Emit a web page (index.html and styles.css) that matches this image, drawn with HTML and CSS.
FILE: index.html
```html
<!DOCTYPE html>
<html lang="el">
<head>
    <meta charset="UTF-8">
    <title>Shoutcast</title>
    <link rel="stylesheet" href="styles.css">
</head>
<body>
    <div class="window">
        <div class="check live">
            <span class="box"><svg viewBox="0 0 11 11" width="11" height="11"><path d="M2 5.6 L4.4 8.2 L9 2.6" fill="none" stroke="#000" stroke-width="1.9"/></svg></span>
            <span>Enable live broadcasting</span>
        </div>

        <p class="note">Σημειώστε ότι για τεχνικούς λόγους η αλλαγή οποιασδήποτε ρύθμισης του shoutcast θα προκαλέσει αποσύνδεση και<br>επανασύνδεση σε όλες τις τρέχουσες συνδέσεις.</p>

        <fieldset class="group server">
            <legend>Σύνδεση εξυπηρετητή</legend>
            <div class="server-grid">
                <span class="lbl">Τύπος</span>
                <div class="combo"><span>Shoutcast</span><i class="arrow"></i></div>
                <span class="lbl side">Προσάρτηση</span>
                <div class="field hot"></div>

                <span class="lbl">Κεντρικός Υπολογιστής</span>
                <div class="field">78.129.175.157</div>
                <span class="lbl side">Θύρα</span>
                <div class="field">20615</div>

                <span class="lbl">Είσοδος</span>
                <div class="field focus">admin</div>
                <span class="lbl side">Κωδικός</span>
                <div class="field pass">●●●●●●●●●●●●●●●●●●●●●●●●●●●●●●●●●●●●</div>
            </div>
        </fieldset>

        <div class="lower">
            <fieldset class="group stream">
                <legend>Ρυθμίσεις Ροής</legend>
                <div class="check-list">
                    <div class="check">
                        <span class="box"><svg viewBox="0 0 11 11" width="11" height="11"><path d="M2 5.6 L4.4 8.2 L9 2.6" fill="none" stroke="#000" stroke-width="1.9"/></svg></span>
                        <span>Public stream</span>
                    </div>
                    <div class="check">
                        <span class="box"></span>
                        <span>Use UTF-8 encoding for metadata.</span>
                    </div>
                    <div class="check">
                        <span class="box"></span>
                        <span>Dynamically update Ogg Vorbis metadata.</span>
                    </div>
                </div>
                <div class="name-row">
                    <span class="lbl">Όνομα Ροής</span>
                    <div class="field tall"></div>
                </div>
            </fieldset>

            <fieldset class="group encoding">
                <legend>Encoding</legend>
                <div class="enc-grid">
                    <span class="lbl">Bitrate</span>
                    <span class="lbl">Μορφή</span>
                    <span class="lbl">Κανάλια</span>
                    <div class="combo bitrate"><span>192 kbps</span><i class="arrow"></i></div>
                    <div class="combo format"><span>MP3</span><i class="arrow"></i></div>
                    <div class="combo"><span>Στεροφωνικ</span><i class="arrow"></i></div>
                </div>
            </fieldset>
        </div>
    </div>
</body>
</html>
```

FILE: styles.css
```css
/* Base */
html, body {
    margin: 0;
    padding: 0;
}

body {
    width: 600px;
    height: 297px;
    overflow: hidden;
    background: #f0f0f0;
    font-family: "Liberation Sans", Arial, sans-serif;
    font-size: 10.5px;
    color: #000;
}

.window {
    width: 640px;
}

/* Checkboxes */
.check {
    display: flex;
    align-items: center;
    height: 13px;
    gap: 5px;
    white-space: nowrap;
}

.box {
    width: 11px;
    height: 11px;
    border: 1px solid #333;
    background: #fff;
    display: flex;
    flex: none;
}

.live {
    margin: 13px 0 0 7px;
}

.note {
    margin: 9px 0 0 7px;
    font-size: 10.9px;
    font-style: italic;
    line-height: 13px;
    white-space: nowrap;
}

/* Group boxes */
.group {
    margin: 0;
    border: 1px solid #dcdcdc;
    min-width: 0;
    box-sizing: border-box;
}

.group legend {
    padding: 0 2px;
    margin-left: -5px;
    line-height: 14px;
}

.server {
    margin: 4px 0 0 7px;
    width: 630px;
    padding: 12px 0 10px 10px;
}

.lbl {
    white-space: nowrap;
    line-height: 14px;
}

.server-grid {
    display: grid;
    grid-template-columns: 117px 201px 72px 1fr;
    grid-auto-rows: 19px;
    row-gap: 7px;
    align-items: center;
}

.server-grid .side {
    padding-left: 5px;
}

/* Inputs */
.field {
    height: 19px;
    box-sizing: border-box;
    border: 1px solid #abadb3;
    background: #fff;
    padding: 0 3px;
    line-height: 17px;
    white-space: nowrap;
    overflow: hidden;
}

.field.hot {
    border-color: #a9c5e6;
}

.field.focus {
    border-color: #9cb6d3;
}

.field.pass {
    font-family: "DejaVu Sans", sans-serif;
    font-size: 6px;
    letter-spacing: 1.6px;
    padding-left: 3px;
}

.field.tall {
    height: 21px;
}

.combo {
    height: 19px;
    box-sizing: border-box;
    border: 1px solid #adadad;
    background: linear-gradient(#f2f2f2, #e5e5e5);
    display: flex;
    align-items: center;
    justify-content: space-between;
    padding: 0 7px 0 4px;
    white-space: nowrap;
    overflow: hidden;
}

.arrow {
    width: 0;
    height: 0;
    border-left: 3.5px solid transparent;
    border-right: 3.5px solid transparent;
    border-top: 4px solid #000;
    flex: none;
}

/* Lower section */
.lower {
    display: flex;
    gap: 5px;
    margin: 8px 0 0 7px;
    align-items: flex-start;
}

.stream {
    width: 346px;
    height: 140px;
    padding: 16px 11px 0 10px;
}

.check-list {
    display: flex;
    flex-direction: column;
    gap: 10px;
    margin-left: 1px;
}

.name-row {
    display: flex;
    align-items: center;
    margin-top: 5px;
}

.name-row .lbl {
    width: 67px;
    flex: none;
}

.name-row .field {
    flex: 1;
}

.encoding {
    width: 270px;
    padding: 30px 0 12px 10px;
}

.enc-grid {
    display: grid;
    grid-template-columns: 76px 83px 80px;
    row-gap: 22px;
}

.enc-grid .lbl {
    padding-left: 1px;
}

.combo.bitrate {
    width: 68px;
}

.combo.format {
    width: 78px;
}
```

========

_TASK DETAILS_
Exactly reproduce the material above.

_SOLVED PROBLEM_
Emit a web page (index.html and styles.css) that matches this image, drawn with HTML and CSS.
FILE: index.html
```html
<!DOCTYPE html>
<html lang="el">
<head>
    <meta charset="UTF-8">
    <title>Shoutcast</title>
    <link rel="stylesheet" href="styles.css">
</head>
<body>
    <div class="window">
        <div class="check live">
            <span class="box"><svg viewBox="0 0 11 11" width="11" height="11"><path d="M2 5.6 L4.4 8.2 L9 2.6" fill="none" stroke="#000" stroke-width="1.9"/></svg></span>
            <span>Enable live broadcasting</span>
        </div>

        <p class="note">Σημειώστε ότι για τεχνικούς λόγους η αλλαγή οποιασδήποτε ρύθμισης του shoutcast θα προκαλέσει αποσύνδεση και<br>επανασύνδεση σε όλες τις τρέχουσες συνδέσεις.</p>

        <fieldset class="group server">
            <legend>Σύνδεση εξυπηρετητή</legend>
            <div class="server-grid">
                <span class="lbl">Τύπος</span>
                <div class="combo"><span>Shoutcast</span><i class="arrow"></i></div>
                <span class="lbl side">Προσάρτηση</span>
                <div class="field hot"></div>

                <span class="lbl">Κεντρικός Υπολογιστής</span>
                <div class="field">78.129.175.157</div>
                <span class="lbl side">Θύρα</span>
                <div class="field">20615</div>

                <span class="lbl">Είσοδος</span>
                <div class="field focus">admin</div>
                <span class="lbl side">Κωδικός</span>
                <div class="field pass">●●●●●●●●●●●●●●●●●●●●●●●●●●●●●●●●●●●●</div>
            </div>
        </fieldset>

        <div class="lower">
            <fieldset class="group stream">
                <legend>Ρυθμίσεις Ροής</legend>
                <div class="check-list">
                    <div class="check">
                        <span class="box"><svg viewBox="0 0 11 11" width="11" height="11"><path d="M2 5.6 L4.4 8.2 L9 2.6" fill="none" stroke="#000" stroke-width="1.9"/></svg></span>
                        <span>Public stream</span>
                    </div>
                    <div class="check">
                        <span class="box"></span>
                        <span>Use UTF-8 encoding for metadata.</span>
                    </div>
                    <div class="check">
                        <span class="box"></span>
                        <span>Dynamically update Ogg Vorbis metadata.</span>
                    </div>
                </div>
                <div class="name-row">
                    <span class="lbl">Όνομα Ροής</span>
                    <div class="field tall"></div>
                </div>
            </fieldset>

            <fieldset class="group encoding">
                <legend>Encoding</legend>
                <div class="enc-grid">
                    <span class="lbl">Bitrate</span>
                    <span class="lbl">Μορφή</span>
                    <span class="lbl">Κανάλια</span>
                    <div class="combo bitrate"><span>192 kbps</span><i class="arrow"></i></div>
                    <div class="combo format"><span>MP3</span><i class="arrow"></i></div>
                    <div class="combo"><span>Στεροφωνικ</span><i class="arrow"></i></div>
                </div>
            </fieldset>
        </div>
    </div>
</body>
</html>
```

FILE: styles.css
```css
/* Base */
html, body {
    margin: 0;
    padding: 0;
}

body {
    width: 600px;
    height: 297px;
    overflow: hidden;
    background: #f0f0f0;
    font-family: "Liberation Sans", Arial, sans-serif;
    font-size: 10.5px;
    color: #000;
}

.window {
    width: 640px;
}

/* Checkboxes */
.check {
    display: flex;
    align-items: center;
    height: 13px;
    gap: 5px;
    white-space: nowrap;
}

.box {
    width: 11px;
    height: 11px;
    border: 1px solid #333;
    background: #fff;
    display: flex;
    flex: none;
}

.live {
    margin: 13px 0 0 7px;
}

.note {
    margin: 9px 0 0 7px;
    font-size: 10.9px;
    font-style: italic;
    line-height: 13px;
    white-space: nowrap;
}

/* Group boxes */
.group {
    margin: 0;
    border: 1px solid #dcdcdc;
    min-width: 0;
    box-sizing: border-box;
}

.group legend {
    padding: 0 2px;
    margin-left: -5px;
    line-height: 14px;
}

.server {
    margin: 4px 0 0 7px;
    width: 630px;
    padding: 12px 0 10px 10px;
}

.lbl {
    white-space: nowrap;
    line-height: 14px;
}

.server-grid {
    display: grid;
    grid-template-columns: 117px 201px 72px 1fr;
    grid-auto-rows: 19px;
    row-gap: 7px;
    align-items: center;
}

.server-grid .side {
    padding-left: 5px;
}

/* Inputs */
.field {
    height: 19px;
    box-sizing: border-box;
    border: 1px solid #abadb3;
    background: #fff;
    padding: 0 3px;
    line-height: 17px;
    white-space: nowrap;
    overflow: hidden;
}

.field.hot {
    border-color: #a9c5e6;
}

.field.focus {
    border-color: #9cb6d3;
}

.field.pass {
    font-family: "DejaVu Sans", sans-serif;
    font-size: 6px;
    letter-spacing: 1.6px;
    padding-left: 3px;
}

.field.tall {
    height: 21px;
}

.combo {
    height: 19px;
    box-sizing: border-box;
    border: 1px solid #adadad;
    background: linear-gradient(#f2f2f2, #e5e5e5);
    display: flex;
    align-items: center;
    justify-content: space-between;
    padding: 0 7px 0 4px;
    white-space: nowrap;
    overflow: hidden;
}

.arrow {
    width: 0;
    height: 0;
    border-left: 3.5px solid transparent;
    border-right: 3.5px solid transparent;
    border-top: 4px solid #000;
    flex: none;
}

/* Lower section */
.lower {
    display: flex;
    gap: 5px;
    margin: 8px 0 0 7px;
    align-items: flex-start;
}

.stream {
    width: 346px;
    height: 140px;
    padding: 16px 11px 0 10px;
}

.check-list {
    display: flex;
    flex-direction: column;
    gap: 10px;
    margin-left: 1px;
}

.name-row {
    display: flex;
    align-items: center;
    margin-top: 5px;
}

.name-row .lbl {
    width: 67px;
    flex: none;
}

.name-row .field {
    flex: 1;
}

.encoding {
    width: 270px;
    padding: 30px 0 12px 10px;
}

.enc-grid {
    display: grid;
    grid-template-columns: 76px 83px 80px;
    row-gap: 22px;
}

.enc-grid .lbl {
    padding-left: 1px;
}

.combo.bitrate {
    width: 68px;
}

.combo.format {
    width: 78px;
}
```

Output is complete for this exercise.